Des petites vieilles appuyées sur une marchette cheminent vers la salle à manger de la résidence La Champenoise, dans une rue tranquille de la capitale. Vêtu d'un costume gris et d'une cravate pourpre, le maire Régis Labeaume les attrape une à une.

«Collez-vous un peu», lance-t-il à l'une des dames en la serrant contre lui. Puis il pose pour la photo. La femme, bien «collée» contre son épaule, paraît ravie.

«Vous êtes comme nous, vous êtes de notre gang!» lance une autre admiratrice en route pour le lunch. Le maire Labeaume rayonne, tel Michel Louvain chez les dames en bleu...

Changement de décor: nous sommes dans un pavillon de l'Université Laval où des étudiants rivés à leur ordinateur planchent sur leurs travaux.

Régis Labeaume lit par-dessus leurs épaules, enchaîne des blagues pas toujours très drôles. «Je trouve que vous faites du bon travail», lui lance quelqu'un. «Merci, tu viendras chercher ton 20 piastres ce soir», rigole le maire.

En déambulant dans la salle commune, Régis Labeaume tire sur le capuchon d'un étudiant, pêche un morceau de fudge dans un plat de plastique, empoigne des jeunes par le bras ou leur flatte le dos. Aucun vernis, aucun respect pour la «bulle» physique de chacun.

Et ça marche: les étudiants lui coulent des regards remplis d'adoration. À un moment, des voix s'élèvent d'une mezzanine: «On veut les Nordiques! On veut les Nordiques!» Un jeune homme s'arrête pour demander un autographe.

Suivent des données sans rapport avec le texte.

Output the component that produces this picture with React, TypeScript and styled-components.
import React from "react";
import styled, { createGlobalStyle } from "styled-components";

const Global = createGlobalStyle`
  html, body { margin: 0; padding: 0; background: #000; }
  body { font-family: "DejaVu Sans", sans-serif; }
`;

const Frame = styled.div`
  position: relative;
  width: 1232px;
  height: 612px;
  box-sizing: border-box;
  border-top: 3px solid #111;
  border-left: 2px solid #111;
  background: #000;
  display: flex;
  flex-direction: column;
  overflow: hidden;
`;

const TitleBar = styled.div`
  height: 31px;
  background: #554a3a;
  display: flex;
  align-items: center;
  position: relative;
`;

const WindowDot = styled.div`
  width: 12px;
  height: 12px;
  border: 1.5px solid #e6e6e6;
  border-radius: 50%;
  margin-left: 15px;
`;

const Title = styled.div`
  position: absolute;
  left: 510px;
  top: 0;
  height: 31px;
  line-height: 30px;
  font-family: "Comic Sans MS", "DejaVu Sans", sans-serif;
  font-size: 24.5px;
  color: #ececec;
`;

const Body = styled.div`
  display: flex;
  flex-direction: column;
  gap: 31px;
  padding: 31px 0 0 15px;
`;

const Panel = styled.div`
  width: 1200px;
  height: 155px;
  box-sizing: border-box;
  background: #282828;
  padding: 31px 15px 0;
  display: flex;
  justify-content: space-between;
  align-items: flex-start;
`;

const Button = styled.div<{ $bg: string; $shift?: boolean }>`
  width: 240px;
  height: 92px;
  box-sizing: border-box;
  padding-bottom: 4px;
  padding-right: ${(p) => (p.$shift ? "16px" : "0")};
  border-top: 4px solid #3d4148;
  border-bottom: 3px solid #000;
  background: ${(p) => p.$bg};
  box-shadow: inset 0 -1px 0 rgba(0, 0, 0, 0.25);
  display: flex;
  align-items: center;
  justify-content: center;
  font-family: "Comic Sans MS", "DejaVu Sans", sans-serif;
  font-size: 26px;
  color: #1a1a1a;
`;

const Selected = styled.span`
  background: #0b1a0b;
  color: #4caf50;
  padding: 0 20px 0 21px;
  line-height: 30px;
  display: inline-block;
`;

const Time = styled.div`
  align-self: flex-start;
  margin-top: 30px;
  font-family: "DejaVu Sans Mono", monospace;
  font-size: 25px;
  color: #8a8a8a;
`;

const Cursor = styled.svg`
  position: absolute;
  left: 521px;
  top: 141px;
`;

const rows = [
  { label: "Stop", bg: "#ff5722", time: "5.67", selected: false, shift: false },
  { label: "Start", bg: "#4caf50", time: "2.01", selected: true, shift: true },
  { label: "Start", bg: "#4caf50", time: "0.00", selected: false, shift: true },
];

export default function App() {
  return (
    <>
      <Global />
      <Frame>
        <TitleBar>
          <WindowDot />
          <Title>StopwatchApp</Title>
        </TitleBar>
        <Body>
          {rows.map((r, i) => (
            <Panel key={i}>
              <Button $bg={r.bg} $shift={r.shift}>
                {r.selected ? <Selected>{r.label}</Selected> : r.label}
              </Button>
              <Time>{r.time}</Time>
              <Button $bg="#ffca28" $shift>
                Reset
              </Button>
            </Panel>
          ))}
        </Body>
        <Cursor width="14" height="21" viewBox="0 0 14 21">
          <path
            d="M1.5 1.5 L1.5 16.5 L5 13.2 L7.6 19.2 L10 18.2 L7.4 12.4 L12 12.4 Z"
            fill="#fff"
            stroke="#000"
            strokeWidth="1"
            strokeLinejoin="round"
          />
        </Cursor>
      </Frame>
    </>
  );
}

Régis Labeaume pose des questions. Il est attentif, concentré. Et il cueille les hommages avec le naturel d'une star.

Il y a de l'action

Mais à quoi tient donc le magnétisme que ce quinquagénaire trapu irradie autour de lui? «Grâce à lui, c'est vivant à Québec, il y a de l'action, nous on est jeunes, on aime ça», résume une étudiante.

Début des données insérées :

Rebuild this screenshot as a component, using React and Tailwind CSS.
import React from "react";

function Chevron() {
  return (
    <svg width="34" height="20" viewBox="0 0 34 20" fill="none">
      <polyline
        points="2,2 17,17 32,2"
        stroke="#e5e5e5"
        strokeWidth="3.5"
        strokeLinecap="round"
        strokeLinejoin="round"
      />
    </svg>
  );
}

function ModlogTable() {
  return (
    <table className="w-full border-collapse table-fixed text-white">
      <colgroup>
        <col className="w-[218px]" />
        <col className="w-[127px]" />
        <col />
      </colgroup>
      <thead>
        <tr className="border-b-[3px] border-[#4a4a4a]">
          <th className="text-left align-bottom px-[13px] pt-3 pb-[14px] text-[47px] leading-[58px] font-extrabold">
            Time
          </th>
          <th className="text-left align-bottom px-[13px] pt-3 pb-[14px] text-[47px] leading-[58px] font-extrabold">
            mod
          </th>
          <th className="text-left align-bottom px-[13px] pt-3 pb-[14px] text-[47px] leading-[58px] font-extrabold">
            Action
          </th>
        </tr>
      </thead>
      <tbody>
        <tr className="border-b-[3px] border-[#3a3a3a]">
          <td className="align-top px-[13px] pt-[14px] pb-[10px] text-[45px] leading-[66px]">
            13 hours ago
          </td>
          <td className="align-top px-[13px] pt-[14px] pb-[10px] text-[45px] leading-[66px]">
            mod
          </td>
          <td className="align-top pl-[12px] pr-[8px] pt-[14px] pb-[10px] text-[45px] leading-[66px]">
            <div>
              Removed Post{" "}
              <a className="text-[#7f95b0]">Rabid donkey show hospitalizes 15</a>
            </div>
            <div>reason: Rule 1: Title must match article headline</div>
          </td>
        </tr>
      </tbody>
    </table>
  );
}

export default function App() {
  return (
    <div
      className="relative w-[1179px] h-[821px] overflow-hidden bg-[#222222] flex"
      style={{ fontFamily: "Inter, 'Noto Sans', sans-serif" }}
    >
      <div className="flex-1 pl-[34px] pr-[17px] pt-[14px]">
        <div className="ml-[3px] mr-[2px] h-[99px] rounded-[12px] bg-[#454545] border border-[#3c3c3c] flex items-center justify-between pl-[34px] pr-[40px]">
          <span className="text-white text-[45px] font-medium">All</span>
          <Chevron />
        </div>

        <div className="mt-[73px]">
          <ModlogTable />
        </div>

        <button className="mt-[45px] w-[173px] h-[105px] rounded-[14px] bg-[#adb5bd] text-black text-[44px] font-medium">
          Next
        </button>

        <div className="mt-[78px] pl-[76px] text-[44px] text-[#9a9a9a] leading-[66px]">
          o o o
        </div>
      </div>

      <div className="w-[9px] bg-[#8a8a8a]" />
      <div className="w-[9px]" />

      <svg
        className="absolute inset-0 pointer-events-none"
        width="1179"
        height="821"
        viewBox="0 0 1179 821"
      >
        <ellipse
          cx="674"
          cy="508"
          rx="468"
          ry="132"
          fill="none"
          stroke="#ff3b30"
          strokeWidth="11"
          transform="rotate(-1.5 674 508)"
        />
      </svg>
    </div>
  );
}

Ce charme opère partout, dans l'univers des arénas et celui de la culture, chez les dramaturges et les gens d'affaires, auprès de l'élite et du public de la «radio poubelle», dit le rédacteur en chef de Voir Québec, David Desjardins.

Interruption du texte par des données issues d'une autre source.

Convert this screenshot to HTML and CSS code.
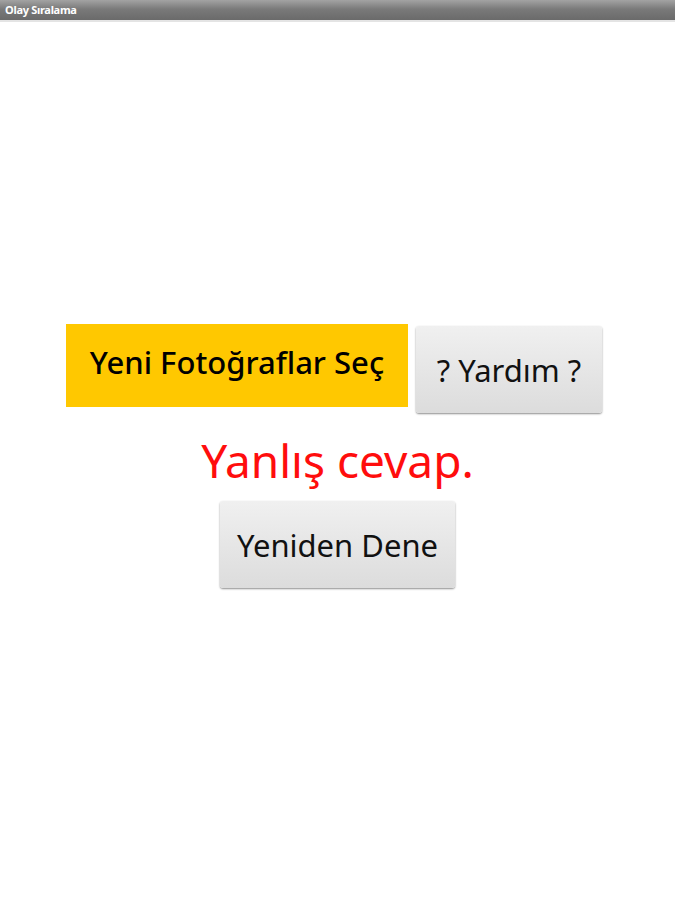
FILE: index.html
```html
<!DOCTYPE html>
<html lang="tr">
<head>
    <meta charset="UTF-8">
    <meta name="viewport" content="width=device-width, initial-scale=1.0">
    <title>Olay Sıralama</title>
    <link rel="stylesheet" href="styles.css">
</head>
<body>
    <div class="titlebar">Olay Sıralama</div>

    <main class="content">
        <div class="actions">
            <button class="btn btn-new">Yeni Fotoğraflar Seç</button>
            <button class="btn btn-gray btn-help">? Yardım ?</button>
        </div>
        <p class="result">Yanlış cevap.</p>
        <button class="btn btn-gray btn-retry">Yeniden Dene</button>
    </main>
</body>
</html>
```

FILE: styles.css
```css
body {
    margin: 0;
    background: #fff;
    font-family: "Noto Sans", "Open Sans", sans-serif;
    min-height: 100vh;
}
.titlebar {
    height: 20px;
    line-height: 20px;
    padding-left: 5px;
    font-size: 11px;
    font-weight: bold;
    color: #fff;
    background: linear-gradient(#a3a3a3, #7a7a7a 45%, #6a6a6a);
    border-bottom: 2px solid #e4e4e4;
    letter-spacing: -0.3px;
}
.content {
    display: flex;
    flex-direction: column;
    align-items: center;
    padding-top: 302px;
}
.actions {
    display: flex;
    align-items: flex-start;
    gap: 8px;
    padding-right: 7px;
}
.btn {
    font-family: inherit;
    font-size: 31px;
    color: #111;
    border: none;
    padding: 0;
    cursor: pointer;
}
.btn-new {
    width: 342px;
    height: 83px;
    padding-bottom: 8px;
    background: #ffc800;
    color: #000;
    font-weight: 500;
}
.btn-gray {
    background: linear-gradient(#f0f0f0, #dcdcdc);
    border-radius: 3px;
    box-shadow: 0 1px 2px rgba(0,0,0,0.45);
}
.btn-help {
    width: 186px;
    height: 87px;
    margin-top: 2px;
}
.result {
    margin: 12px 0 6px;
    font-size: 46px;
    color: #ff0d0d;
    line-height: 70px;
}
.btn-retry {
    width: 235px;
    height: 87px;
}
```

Tout ce beau monde ne ferme pas les yeux sur les impairs de Régis Labeaume, qui lui collent toujours à la peau même s'il jure avoir pris «de la maturité».

Parmi ses perles, il y a cette fois où il a dit de la ministre Josée Verner qu'il aurait «envie de la battre». Ou celle où il a lancé à un conseiller de l'opposition: «Mon ostie, m'a t'en câlisser une dans le front.»

Un autre jour, il a traité les employés de la Ville de «fourreurs de système». Les syndicats ont répliqué avec une plainte pour harcèlement. Tout récemment, le maire a remis de l'huile sur le feu, en disant qu'il fallait gérer la Ville «dans la crainte».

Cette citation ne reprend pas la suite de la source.